To Your Health: Indoor Air Filtration, Help with Covid & Smokey Air?

To Your Health: Indoor Air Filtration, Help with Covid & Smokey Air?

Part-time Telluride local, Dr. Alan Safdi, is a world-renowned internist and gastroenterologist with encyclopedic knowledge of mind-body wellness and preventative medicine. He posts regularly on Telluride Inside… and Out under the banner of “To Your Health.” His blogs feature the most current information in his field: health, wellness, and longevity. Which now has to mean Dr. Alan’s podcasts and stories are mostly about what’s on everyone’s mind: COVID-19. 

Links to Dr. Alan’s podcasts and narratives on COVID-19 are here.

This week in his podcast, Dr. Alan talks in depth about in-door air filtration. Do they help in these times of Covid-19, forest fires, and other pollutants?

Beyond the podcast: Air filters and pollutants, more:

Finally The Centers for Disease Control revised its Covid-19 guidelines to include the fact COVID-19 can be spread through aerosols, which “can linger in the air for minutes to hours and travel farther than six feet. High time as we have been discussing the dangers of aerosol spread for about 6 months in our podcasts.

To fully understand our most recent blog and the podcast it is important to know what a micron is in detail.

A micron is a unit of length that equals one-millionth of a meter. In other words, a micron is 1/26,000 of an inch. Generally, the human eye sees particles in the 50 to 60 micron range. A human hair may be in the range of  50-70 microns (approx. 20-170 microns) thick. Covid-19 is much smaller than a bacteria, a red blood cell, or a droplet of fog.

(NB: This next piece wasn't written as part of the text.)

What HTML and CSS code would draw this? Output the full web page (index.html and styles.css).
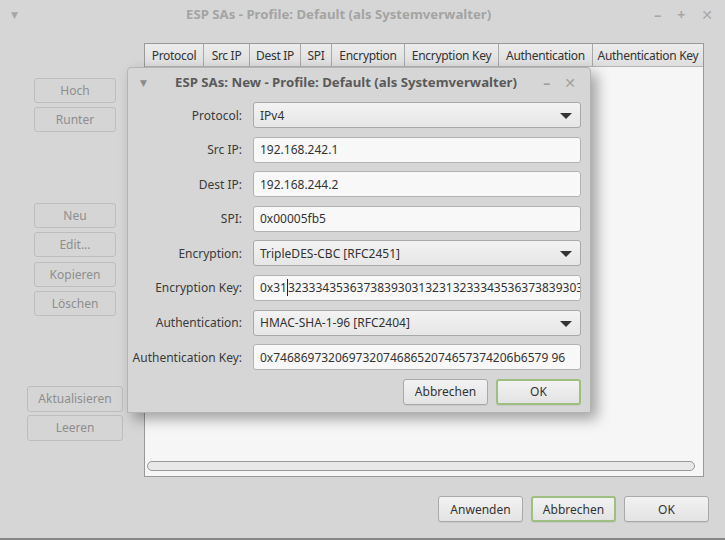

Pollutants such as smoke from wildfires, tobacco, wood burning, and cooking; gases from cleaning products and building materials; dust mites; mold; and pet dander all contribute to an unhealthy indoor environment with ill effects on human health.

But what about COVID-19?

The virus that causes Covid-19 is mainly spread through respiratory droplets expelled when an infected person talks, coughs, sneezes or breathes. These droplets can then be inhaled by anyone in the vicinity. But the virus is also spread through smaller airborne particles that have been “aerosolized,” lingering in the air for minutes, even hours.

Please do not be lulled into thinking air filters alone, of any type, are enough to prevent indoor spread of COVID. Size matters.

Air filters such as a HEPA filter can deal with extremely small particles down to .3 microns, removing 99.97 %, but the COVID virus is smaller at .125 microns.

Does that mean HEPA filters do not work at all?

No!

Often Covid 19 is contained in a larger respiratory droplet, which can occur after coughing, sneezing, etc. as mentioned. In the case of these larger droplets a HEPA filter may be able to trap and remove the bad actors. Those particles which may be the most common means of transmission can be larger than .3 microns and therefore trapped by a HEPA. That said, some larger COVID particles settle to the ground so quickly air purifiers can’t capture them in time so good hygiene remains critical.

Fine particles, 10 microns in diameter or smaller, including those found in dust and smoke, are especially a concern too because they can find their way deep into the lungs. Breathing in particles for just hours or days is enough to aggravate lungs and cause asthma attacks, and has been linked to heart attacks in people with heart disease. According to the EPA, long-term exposure to high particle levels is linked to bronchitis, reduced lung function, and premature death.

A very scary study from about two years ago delineated the risk of dementia associated with air pollution.

In the study older women who live in places with fine particulate matter exceeding the U.S. EPA’s standard are 81 percent more at risk for global cognitive decline and 92 percent more likely to develop dementia, including Alzheimer’s. These very small 2.5 micron microscopic particles generated by fossil fuels get into our body directly through the nose into the brain.

When looking for a good Hepa filter air purifier consider the CADR which reflects, in cubic feet per minute, the volume of clean air that an air purifier produces on its highest speed setting. For example a CADR of 250 for dust particles reduces particle levels of dust to the same concentration that would be achieved by adding 250 cubic feet of clean air each minute.

Personally I like at least 180 and above and, yes, I own three Hepa filter air filtration systems.

Dr. Alan, more:

Dr. Alan Safdi is board-certified in Internal Medicine and in Gastroenterology and is a Fellow of the American College of Gastroenterology. A proven leader in the healthcare arena, he has been featured on the national program, “Medical Crossfire” and authored or co-authored numerous medical articles and abstracts. Safdi has been involved in grant-based and clinical research for four decades and is passionate about disease prevention and wellness, not just fixing what has gone wrong. He is an international lecturer on the subjects of wellness, nutrition and gastroenterology.